A. thaliana became an important model for RNA-directed DNA methylation (transcriptional silencing), partly because many A. thaliana methylation mutants are viable, which is not the case for several model animals (in which such mutations cause lethality).

=== Growing popularity of other model plants ===
As the NSF 2010 project neared completion, there was a perceived decrease in funding agency interest in A. thaliana, evidenced by the cessation of USDA funding for A. thaliana research and the end of NSF funding for the TAIR database. This trend coincided with the progress of the (US NSF-supported) National Plant Genome Initiative, which began in 1998
and put an increased emphasis on crops.
Draft genome sequence for rice
were published in 2002
and followed by publications for sorghum
and maize
in 2009.
A draft genome of the model tree Populus trichocarpa was published in 2006.
The draft genome of Brachypodium distachyon,
a short-statured model grass (Poaceae)
was published in 2010.
The Joint Genome Institute of the United States Department of Energy identified poplar, sorghum, B. distachyon, model C4 grass Setaria viridis (foxtail millet), model moss Physcomitrella patens, model alga Chlamydomonas reinhardtii, and soybean as its "flagship" species for plant genomics geared towards bioenergy applications.

=== Awards ===
Well established investigators including Ronald W. Davis, Gerald Fink, and Frederick M. Ausubel adopted A. thaliana as a model in the 1980s, attracting interest.

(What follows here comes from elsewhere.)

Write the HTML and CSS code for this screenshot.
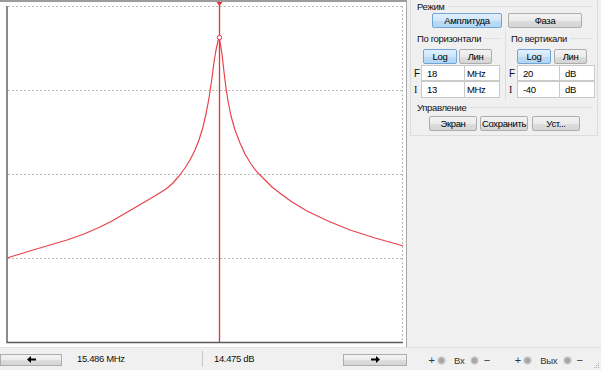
FILE: index.html
```html
<!DOCTYPE html>
<html>
<head>
    <meta charset="utf-8">
    <title>АЧХ</title>
    <link rel="stylesheet" href="styles.css">
</head>
<body>
    <div class="app">
        <div class="plot">
            <svg class="chart" width="406" height="345" viewBox="0 2 406 345">
                <g class="grid">
                    <line x1="8" y1="6.5" x2="402" y2="6.5"/>
                    <line x1="8" y1="90.5" x2="402" y2="90.5"/>
                    <line x1="8" y1="174.5" x2="402" y2="174.5"/>
                    <line x1="8" y1="258.5" x2="402" y2="258.5"/>
                    <line x1="402.5" y1="6" x2="402.5" y2="342"/>
                </g>
                <path class="axis-line" d="M7 6 V342.5 H403"/>
                <line class="marker" x1="219.5" y1="2" x2="219.5" y2="342"/>
                <path class="marker-head" d="M216.5 2 H222.5 L219.5 6 Z"/>
                <polyline class="curve" points="7,258 20,254 33,250 50,245 67,240 84,234 100,227 112,221 124,214 136,207 148,200 158,194 166,189 173,183 179,176 185,168 190,160 195,150 199,140 203,127 206,114 209,98 212,78 214,62 216,50 218,41 219,38 220,42 222,54 224,72 226,88 228,101 231,116 235,130 240,143 245,154 251,164 257,172 264,179 272,187 281,194 292,202 307,211 328,221 350,230 375,238 400,245 403,246"/>
                <circle class="peak" cx="219.5" cy="37.5" r="2.2"/>
            </svg>
        </div>

        <div class="side">
            <div class="panel">
                <div class="legend">Режим</div>
                <div class="mode-row">
                    <button class="btn on amp">Амплитуда</button>
                    <button class="btn phase">Фаза</button>
                </div>

                <div class="axes">
                    <div class="axis">
                        <div class="legend">По горизонтали</div>
                        <div class="scale-row">
                            <button class="btn on sc">Log</button>
                            <button class="btn sc">Лин</button>
                        </div>
                        <div class="field-row">
                            <span class="fl">F</span>
                            <input class="val" value="18">
                            <input class="unit" value="MHz">
                        </div>
                        <div class="field-row">
                            <span class="fl serif">I</span>
                            <input class="val" value="13">
                            <input class="unit" value="MHz">
                        </div>
                    </div>
                    <div class="axis right">
                        <div class="legend">По вертикали</div>
                        <div class="scale-row">
                            <button class="btn on sc">Log</button>
                            <button class="btn sc">Лин</button>
                        </div>
                        <div class="field-row">
                            <span class="fl">F</span>
                            <input class="val" value="20">
                            <input class="unit" value="dB">
                        </div>
                        <div class="field-row">
                            <span class="fl serif">I</span>
                            <input class="val" value="-40">
                            <input class="unit" value="dB">
                        </div>
                    </div>
                </div>

                <div class="legend">Управление</div>
                <div class="ctrl-row">
                    <button class="btn ctl">Экран</button>
                    <button class="btn ctl">Сохранить</button>
                    <button class="btn ctl">Уст...</button>
                </div>
            </div>
        </div>

        <div class="status">
            <button class="btn nav left">
                <svg width="9" height="7" viewBox="0 0 9 7"><path d="M0 3.5 L4 0 V2.5 H9 V4.5 H4 V7 Z"/></svg>
            </button>
            <div class="cell first">15.486 MHz</div>
            <div class="cell second">14.475 dB</div>
            <button class="btn nav right">
                <svg width="9" height="7" viewBox="0 0 9 7"><path d="M9 3.5 L5 0 V2.5 H0 V4.5 H5 V7 Z"/></svg>
            </button>
            <div class="knobs">
                <span class="sign">+</span><span class="knob"></span><span class="kl">Вх</span><span class="knob"></span><span class="sign">−</span>
            </div>
            <div class="knobs out">
                <span class="sign">+</span><span class="knob"></span><span class="kl">Вых</span><span class="knob"></span><span class="sign">−</span>
            </div>
            <svg class="grip" width="7" height="7" viewBox="0 0 7 7">
                <rect x="5" y="1" width="1" height="1"/>
                <rect x="3" y="3" width="1" height="1"/>
                <rect x="5" y="3" width="1" height="1"/>
                <rect x="1" y="5" width="1" height="1"/>
                <rect x="3" y="5" width="1" height="1"/>
                <rect x="5" y="5" width="1" height="1"/>
            </svg>
        </div>
    </div>
</body>
</html>
```

FILE: styles.css
```css
body {
    margin: 0;
    background-color: #f0f0f0;
    font-family: "Liberation Sans", Arial, sans-serif;
    font-size: 9.5px;
    letter-spacing: -0.35px;
    color: #111;
}
.app {
    display: grid;
    grid-template-columns: 408px 193px;
    grid-template-rows: 347px 23px;
    width: 601px;
    height: 370px;
    overflow: hidden;
}
.plot {
    background-color: #fff;
    border-top: 2px solid #9c9c9c;
    border-right: 1px solid #a8a8a8;
    width: 406px;
    height: 345px;
}
.chart {
    display: block;
}
.grid line {
    stroke: #b9b9b9;
    stroke-width: 1;
    stroke-dasharray: 2 2;
}
.axis-line {
    fill: none;
    stroke: #5a5a5a;
    stroke-width: 1.4;
}
.marker {
    stroke: #e5323b;
    stroke-width: 1.3;
}
.marker-head {
    fill: #e5323b;
}
.curve {
    fill: none;
    stroke: #e8434b;
    stroke-width: 1.2;
    stroke-linejoin: round;
}
.peak {
    fill: #fff;
    stroke: #e5323b;
    stroke-width: 1;
}

/* right panel */
.side {
    padding: 0 3px 0 2px;
}
.panel {
    height: 136px;
    box-sizing: border-box;
    border: 1px solid #dcdcdc;
    border-top: none;
    display: flex;
    flex-direction: column;
}
.legend {
    display: flex;
    align-items: center;
    height: 12px;
    padding-left: 6px;
    white-space: nowrap;
}
.legend::after {
    content: "";
    flex: 1;
    border-top: 1px solid #dedede;
    margin: 1px 4px 0 3px;
}
.btn {
    font: inherit;
    letter-spacing: inherit;
    color: #000;
    height: 15px;
    padding: 0;
    margin: 0;
    box-sizing: border-box;
    border: 1px solid #adadad;
    border-radius: 2px;
    background: linear-gradient(#f3f3f3, #ebebeb 50%, #dedede 51%, #d4d4d4);
    line-height: 13px;
}
.btn.on {
    border-color: #6fa6d6;
    background: linear-gradient(#e2f0fc, #cfe6fa 50%, #bcdcf6 51%, #b2d6f4);
}
.mode-row {
    display: flex;
    gap: 6px;
    margin: 1px 0 0 21px;
}
.amp {
    width: 70px;
}
.phase {
    width: 74px;
}
.axes {
    display: grid;
    grid-template-columns: 94px 1fr;
    margin-top: 4px;
    height: 68px;
}
.axis.right {
    border-left: 1px solid #dcdcdc;
}
.axis .legend {
    padding-left: 6px;
}
.axis.right .legend {
    padding-left: 5px;
}
.scale-row {
    display: flex;
    gap: 2px;
    margin: 5px 0 0 12px;
}
.axis.right .scale-row {
    margin-left: 11px;
    gap: 3px;
}
.sc {
    width: 34px;
}
.sc + .sc {
    width: 33px;
}
.field-row {
    display: flex;
    align-items: center;
    height: 16px;
    padding-left: 3px;
}
.scale-row + .field-row {
    margin-top: 1px;
}
.axis.right .field-row {
    padding-left: 3px;
}
.fl {
    width: 7px;
    font-size: 10px;
}
.fl.serif {
    font-family: "Liberation Serif", serif;
}
.val, .unit {
    font: inherit;
    letter-spacing: inherit;
    color: #000;
    height: 16px;
    box-sizing: border-box;
    border: 1px solid #c9c9c9;
    background-color: #fff;
    margin: 0;
    padding: 0 0 0 5px;
}
.val {
    width: 44px;
}
.axis.right .val {
    width: 43px;
}
.axis.right .fl {
    width: 8px;
}
.unit {
    width: 36px;
    margin-left: -1px;
    padding-left: 2px;
}
.axis.right .unit {
    padding-left: 5px;
}
.field-row + .field-row .val,
.field-row + .field-row .unit {
    height: 17px;
}
.axes + .legend {
    margin-top: 1px;
}
.ctrl-row {
    display: flex;
    gap: 3px;
    margin: 3px 0 0 18px;
}
.ctl {
    width: 48px;
}
.ctl:last-child {
    margin-left: 1px;
}

/* bottom bar */
.status {
    grid-column: 1 / -1;
    display: flex;
    align-items: center;
    border-top: 1px solid #e2e2e2;
    position: relative;
}
.nav {
    height: 12px;
    border-radius: 0;
    display: flex;
    align-items: center;
    justify-content: center;
}
.nav svg {
    fill: #000;
}
.nav.left {
    width: 62px;
    margin-top: 1px;
}
.nav.right {
    width: 64px;
    margin-left: 1px;
    margin-top: 1px;
}
.cell {
    height: 16px;
    line-height: 16px;
    box-sizing: border-box;
}
.cell.first {
    width: 141px;
    padding-left: 15px;
    border-right: 1px solid #c6c6c6;
}
.cell.second {
    width: 139px;
    padding-left: 11px;
}
.knobs {
    display: flex;
    align-items: center;
    margin-left: 21px;
    margin-top: 2px;
    color: #333;
}
.knobs.out {
    margin-left: 24px;
}
.sign {
    width: 7px;
    text-align: center;
    font-size: 11px;
}
.knob {
    width: 9px;
    height: 9px;
    border-radius: 50%;
    margin: 0 4px 0 2px;
    background: radial-gradient(circle, #a7a7a7 0 2.5px, #c9c9c9 3.2px, #e0e0e0 4.5px);
}
.kl {
    margin: 0 4px 0 4px;
}
.grip {
    position: absolute;
    right: 1px;
    bottom: 1px;
    fill: #a9a9a9;
}
```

Elliot Meyerowitz and Chris R. Somerville were awarded the Balzan Prize in 2006 for their work developing A. thaliana as a model.
Thirteen prominent American A. thaliana geneticists were selected as investigators of the prestigious Howard Hughes Medical Institute and Gordon and Betty Moore Foundation in 2011: Philip Benfey,
Dominique Bergmann, Simon Chan, Xuemei Chen, Jeff Dangl, Xinnian Dong, Joseph R. Ecker, Mark Estelle, Sheng Yang He, Robert A. Martienssen, Elliot Meyerowitz, Craig Pikaard, and Keiko Torii.
(Also selected were wheat geneticist Jorge Dubcovsky and photosynthesis researcher Krishna Niyogi, who has extensively used A. thaliana along with the alga Chlamydomonas reinhardtii.)
Prior to this, a handful of A. thaliana geneticists had become HHMI investigators:
Joanne Chory (1997,
also awarded a 2018 Breakthrough Prize in Life Sciences),
Daphne Preuss (2000-2006),
and Steve Jacobsen (2005).
Caroline Dean was awarded many honors including the 2020 Wolf Prize in Agriculture for "pioneering discoveries in flowering time control and epigenetic basis of vernalization" made with A. thaliana.

=== Impact of second- and third-generation sequencing technology ===
A. thaliana continues to be the subject of intense study using new technologies such as high-throughput sequencing. Direct sequencing of cDNA ("RNA-Seq") largely replaced microarray analysis of gene expression, and several studies sequenced cDNA from single cells (scRNA-seq), particularly from root tissue.
Mapping of mutations from forward screens is increasingly done with direct genome sequencing, combined in some cases with bulked segregant analysis or backcrossing.
A. thaliana is a premier model for studies of the plant microbiome and natural genetic variation, including genome-wide association studies.
Short RNA-guided DNA editing with CRISPR tools has been applied to A. thaliana since 2013.